→ JOB
Return each line holding the string "styles".
— Begin —
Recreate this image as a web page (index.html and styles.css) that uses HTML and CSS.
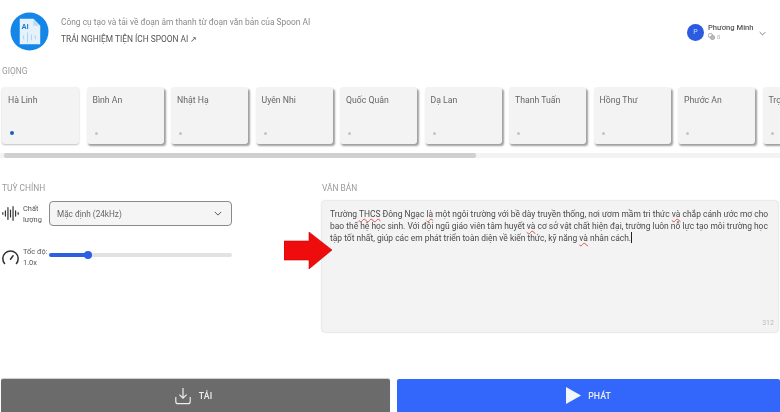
FILE: index.html
```html
<!DOCTYPE html>
<html lang="vi">
<head>
<meta charset="utf-8">
<title>Spoon AI</title>
<link rel="stylesheet" href="styles.css">
</head>
<body>
<div class="page">
  <header class="header">
    <svg class="logo" viewBox="0 0 40 40" width="39" height="39">
      <circle cx="20" cy="20" r="19.5" fill="#1486e8"/>
      <path d="M10 7H24L31 14V33H10Z" fill="#e6f2fb"/>
      <path d="M24 7L31 14H24Z" fill="#bcdcf5"/>
      <path d="M18 21V31M22 23V29M26 24V28M14 24V28" stroke="#a9d2f2" stroke-width="1" fill="none"/>
      <text x="12" y="17" class="logo-text">AI</text>
    </svg>
    <div class="intro">
      <p class="intro-sub">Công cụ tạo và tải về đoạn âm thanh từ đoạn văn bản của Spoon AI</p>
      <p class="intro-link">TRẢI NGHIỆM TIỆN ÍCH SPOON AI ↗</p>
    </div>
    <div class="user">
      <span class="avatar">P</span>
      <div class="user-info">
        <span class="user-name">Phương Minh</span>
        <span class="user-credit">
          <svg viewBox="0 0 10 10" width="7" height="7"><circle cx="3.5" cy="3.5" r="3" fill="none" stroke="#999" stroke-width="1.2"/><circle cx="6.5" cy="6.5" r="3" fill="#bbb" stroke="#999" stroke-width="1"/></svg>
          0
        </span>
      </div>
      <svg class="user-caret" viewBox="0 0 10 6" width="7" height="5"><path d="M1 1L5 5L9 1" fill="none" stroke="#666" stroke-width="1.2"/></svg>
    </div>
  </header>

  <h2 class="label voice-label">GIỌNG</h2>
  <div class="voices">
    <div class="voice"><span class="voice-name">Hà Linh</span><i class="dot dot-on"></i></div>
    <div class="voice"><span class="voice-name">Bình An</span><i class="dot"></i></div>
    <div class="voice"><span class="voice-name">Nhật Hạ</span><i class="dot"></i></div>
    <div class="voice"><span class="voice-name">Uyên Nhi</span><i class="dot"></i></div>
    <div class="voice"><span class="voice-name">Quốc Quân</span><i class="dot"></i></div>
    <div class="voice"><span class="voice-name">Dạ Lan</span><i class="dot"></i></div>
    <div class="voice"><span class="voice-name">Thanh Tuấn</span><i class="dot"></i></div>
    <div class="voice"><span class="voice-name">Hồng Thư</span><i class="dot"></i></div>
    <div class="voice"><span class="voice-name">Phước An</span><i class="dot"></i></div>
    <div class="voice"><span class="voice-name">Trọng</span><i class="dot"></i></div>
  </div>
  <div class="scroll"><div class="scroll-thumb"></div></div>

  <main class="panels">
    <section class="settings">
      <h2 class="label">TUỲ CHỈNH</h2>
      <div class="row row-quality">
        <svg class="row-icon" viewBox="0 0 20 20" width="17" height="17"><path d="M1 9V11M4 7V13M7 3V17M10 6V14M13 2V18M16 7V13M19 9V11" stroke="#333" stroke-width="1.4" stroke-linecap="round" fill="none"/></svg>
        <span class="row-text">Chất<br>lượng</span>
        <div class="select"><span>Mặc định (24kHz)</span>
          <svg viewBox="0 0 10 6" width="8" height="5"><path d="M1 1L5 5L9 1" fill="none" stroke="#555" stroke-width="1.2"/></svg>
        </div>
      </div>
      <div class="row row-speed">
        <svg class="row-icon" viewBox="0 0 20 20" width="17" height="17"><path d="M3 17A9 9 0 1 1 17 17M10 12L13 8" stroke="#333" stroke-width="1.8" stroke-linecap="round" fill="none"/></svg>
        <span class="row-text">Tốc độ:<br>1.0x</span>
        <div class="slider"><div class="slider-fill"></div><div class="slider-knob"></div></div>
      </div>
    </section>
    <section class="editor">
      <h2 class="label">VĂN BẢN</h2>
      <div class="textbox">
        <p class="textbox-text">Trường <u>THCS</u> Đông Ngạc <u>là</u> một ngôi trường với bề dày truyền thống, nơi ươm mầm tri thức <u>và</u> chắp cánh ước mơ cho bao thế hệ học sinh. Với đội ngũ giáo viên tâm huyết <u>và</u> cơ sở vật chất hiện đại, trường luôn nỗ lực tạo môi trường học tập tốt nhất, giúp các em phát triển toàn diện về kiến thức, kỹ năng <u>và</u> nhân cách.<b class="caret"></b></p>
        <span class="count">312</span>
      </div>
    </section>
    <svg class="arrow" viewBox="0 0 48 37" width="48" height="37"><path d="M0 9H25V0L48 18L25 37V28H0Z" fill="#ee0c0c" stroke="#c00" stroke-width=".6"/></svg>
  </main>

  <footer class="actions">
    <button class="action action-download">
      <svg viewBox="0 0 20 20" width="18" height="18"><path d="M10 1V12M6 8.5L10 12.5L14 8.5M2 11V16A2.5 2.5 0 0 0 4.5 18.5H15.5A2.5 2.5 0 0 0 18 16V11" fill="none" stroke="#eee" stroke-width="1.3"/></svg>
      TẢI
    </button>
    <button class="action action-play">
      <svg viewBox="0 0 16 18" width="15" height="17"><path d="M0 0L16 9L0 18Z" fill="#f2f6ff"/></svg>
      PHÁT
    </button>
  </footer>
</div>
</body>
</html>
```
FILE: styles.css
```css
* { box-sizing: border-box; }
html, body { margin: 0; padding: 0; background: #fff; }
body { font-family: Roboto, "Open Sans", sans-serif; color: #444; }
.page { width: 780px; height: 412px; display: flex; flex-direction: column; overflow: hidden; filter: blur(.45px); }
p, h2 { margin: 0; }

.header { height: 61px; padding: 12px 14px 0 10px; display: flex; align-items: flex-start; flex: none; }
.logo { flex: none; }
.logo-text { font: 700 7px "Open Sans", sans-serif; fill: #1e78d2; }
.intro { margin-left: 12px; padding-top: 4px; }
.intro-sub { font-size: 8.4px; line-height: 12px; color: #8a8a8a; }
.intro-link { font-size: 8.4px; line-height: 12px; margin-top: 5px; color: #555; }
.user { margin-left: auto; margin-top: 11px; display: flex; align-items: center; }
.avatar { width: 17px; height: 17px; border-radius: 50%; background: #2a5be0; color: #cfdcff; font-size: 7px; display: flex; align-items: center; justify-content: center; }
.user-info { margin-left: 4px; display: flex; flex-direction: column; font-size: 7.6px; line-height: 9px; width: 51px; }
.user-name { color: #555; font-weight: 500; }
.user-credit { color: #aaa; font-size: 6px; display: flex; align-items: center; gap: 2px; }
.user-caret { margin-top: 2px; }

.label { font-size: 8.4px; line-height: 12px; font-weight: 400; color: #9a9a9a; }
.voice-label { margin: 4px 0 0 2px; flex: none; }
.voices { margin: 10px 0 0 2px; display: flex; gap: 7.5px; flex: none; }
.voice { flex: none; width: 77px; height: 57px; padding: 7px 6px; background: #f3f3f3; border-radius: 3px; box-shadow: 1.5px 2px 2px rgba(0,0,0,.38); display: flex; flex-direction: column; justify-content: space-between; }
.voice:first-child { box-shadow: 0 1px 2px rgba(0,0,0,.25); }
.voice-name { font-size: 8.7px; line-height: 12px; color: #666; white-space: nowrap; }
.dot { width: 3px; height: 3px; margin: 0 0 2px 2px; border-radius: 50%; background: #c4c4c4; }
.dot-on { background: #1f5fbf; width: 4px; height: 4px; }
.scroll { margin: 9px 0 0; height: 5px; background: #f3f3f3; padding-left: 4px; flex: none; }
.scroll-thumb { width: 472px; height: 100%; background: #d0d0d0; border-radius: 2px; }

.panels { position: relative; margin-top: 24px; padding: 0 2px; display: flex; gap: 90px; flex: none; }
.settings { width: 230px; flex: none; }
.editor { flex: 1; }
.row { display: flex; align-items: center; }
.row-quality { margin-top: 7px; }
.row-speed { margin-top: 20px; }
.row-icon { flex: none; }
.row-text { width: 24px; margin-left: 4px; font-size: 7.4px; line-height: 11px; color: #555; flex: none; white-space: nowrap; }
.select { flex: 1; height: 25px; margin-left: 2px; padding: 0 9px 0 7px; background: #f5f5f5; border: 1px solid #8a8a8a; border-radius: 4px; font-size: 8.2px; color: #666; display: flex; align-items: center; justify-content: space-between; }
.slider { position: relative; flex: 1; height: 4px; margin-left: 2px; background: #e2e2e2; border-radius: 2px; margin-top: -4px; }
.slider-fill { width: 38px; height: 100%; background: #2d5fe0; border-radius: 2px; }
.slider-knob { position: absolute; left: 35px; top: -2px; width: 8px; height: 8px; border-radius: 50%; background: #2d5fe0; }
.textbox { position: relative; height: 131px; margin-top: 7px; padding: 8px 6px 8px 8px; background: #f3f3f3; border-radius: 3px; box-shadow: 0 0 2px rgba(0,0,0,.3); }
.textbox-text { font-size: 8.45px; line-height: 11.6px; color: #4a4a4a; }
.textbox-text u { text-decoration: underline wavy #d9534f .6px; text-underline-offset: 1px; }
.caret { display: inline-block; width: 1px; height: 11px; background: #222; vertical-align: -2px; }
.count { position: absolute; right: 4px; bottom: 5px; font-size: 7px; color: #bbb; }
.arrow { position: absolute; left: 284px; top: 50px; }

.actions { margin-top: auto; height: 33px; padding-left: 1px; display: flex; gap: 7px; flex: none; }
.action { border: 0; border-radius: 2px 2px 0 0; color: #eee; font: 500 8.8px Roboto, sans-serif; display: flex; align-items: center; justify-content: center; gap: 7px; padding: 0; }
.action-download { width: 389px; padding-right: 5px; background: #6b6b6b; box-shadow: 0 -1px 1px rgba(0,0,0,.2); }
.action-play { flex: 1; background: #3366fb; }
```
— End —
→ COMPLETED EXERCISE
Recreate this image as a web page (index.html and styles.css) that uses HTML and CSS.
<link rel="stylesheet" href="styles.css">
FILE: styles.css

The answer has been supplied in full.